On May 20, 1998, the entertainment world ground to a halt as the ultimate titan of mid-century cool was laid to rest.

The funeral, held at the Church of the Good Shepherd in Beverly Hills, was a breathtaking gathering of old Hollywood royalty. Mourners walking the aisles included icons like Tony Bennett, Jack Nicholson, Sophia Loren, and Kirk Douglas, all gathering to say a final goodbye to Frank Sinatra, who had passed away days prior at age 82.

But while the star-studded pews captured the media's attention, the real story of the day was sealed entirely out of sight. Before the lid was lowered on the legendary singer's casket, his children quietly slipped a handful of highly specific, seemingly bizarre personal items into his pockets.

Alongside Tootsie Rolls, cherry Life Savers, a pack of Camel cigarettes, a Zippo lighter, and a bottle of his beloved Jack Daniel's whiskey, Sinatra was buried with a roll of 10 dimes. And the history behind those 10-cent pieces is completely heartbreaking.

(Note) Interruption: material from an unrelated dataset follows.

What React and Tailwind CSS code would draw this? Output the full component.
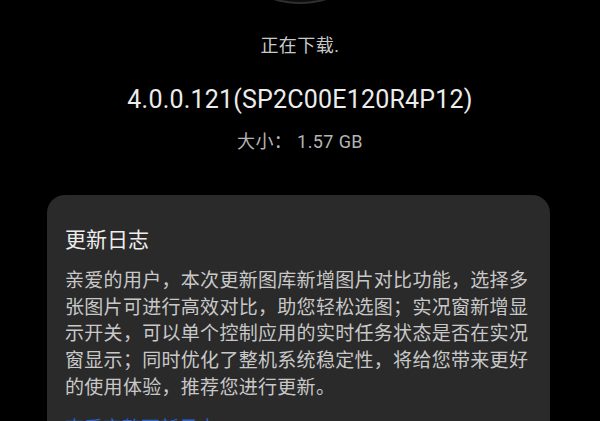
import React from "react";

const lines = [
  "亲爱的用户，本次更新图库新增图片对比功能，选择多",
  "张图片可进行高效对比，助您轻松选图；实况窗新增显",
  "示开关，可以单个控制应用的实时任务状态是否在实况",
  "窗显示；同时优化了整机系统稳定性，将给您带来更好",
  "的使用体验，推荐您进行更新。",
];

const App = () => {
  return (
    <div
      className="w-[600px] h-[421px] overflow-hidden bg-black flex flex-col items-center"
      style={{ fontFamily: "Roboto, 'Noto Sans CJK SC', sans-serif" }}
    >
      <div className="w-[180px] h-[180px] -mt-[176px] shrink-0 rounded-full bg-[#0c0c0c] border-2 border-[#2e2e2e]" />

      <div className="mt-[29px] text-[18px] leading-[26px] text-[#c9c9c9] tracking-[0.5px]">正在下载.</div>

      <div className="mt-[25px] text-[25px] leading-[32px] text-[#ececec] tracking-[0.2px]">
        4.0.0.121(SP2C00E120R4P12)
      </div>

      <div className="mt-[13px] text-[18px] leading-[25px] text-[#b4b4b4] tracking-[0.4px]">
        大小：&nbsp;1.57 GB
      </div>

      <div className="mt-[41px] w-[503px] ml-[-3px] shrink-0 rounded-[18px] bg-[#2a2a2a] pl-[18px] pr-[16px] pt-[31px]">
        <div className="text-[21px] leading-[28px] text-[#ededed]">更新日志</div>
        <div className="mt-[14px] text-[19px] leading-[26.7px] text-[#c8c8c8] tracking-[0.3px]">
          {lines.map((l) => (
            <div key={l} className="whitespace-nowrap">{l}</div>
          ))}
        </div>
        <div className="mt-[14px] text-[19px] leading-[26px] text-[#2f63c9]">查看完整更新日志</div>
      </div>
    </div>
  );
};

export default App;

Frank Sinatra Jr.'s Kidnapping

To understand why the multi-millionaire pop icon was so intensely obsessed with carrying pocket change, you have to look back to a terrifying winter night in Lake Tahoe in 1963.

On December 8 of that year, Sinatra's 19-year-old son, Frank Sinatra Jr., was abruptly kidnapped at gunpoint from a resort hotel room. The kidnappers - a desperate group looking for a massive payday - blindfolded the young man, threw him into the trunk of a car, and drove him to a hideout in Los Angeles.

When the criminals finally made contact with the elder Sinatra to negotiate a ransom, they established a strict, ruthless rule: all communication had to happen exclusively through public pay phones.

During one agonizing, high-stakes negotiation call, the frantic father ran completely out of coins. The line went dead, plunging Sinatra into a blind panic that his inability to feed the pay phone would cost his son his life. Though Frank Jr. was ultimately returned safely after a $240,000 ransom was paid, the psychological trauma of that dead phone line permanently altered the legendary singer.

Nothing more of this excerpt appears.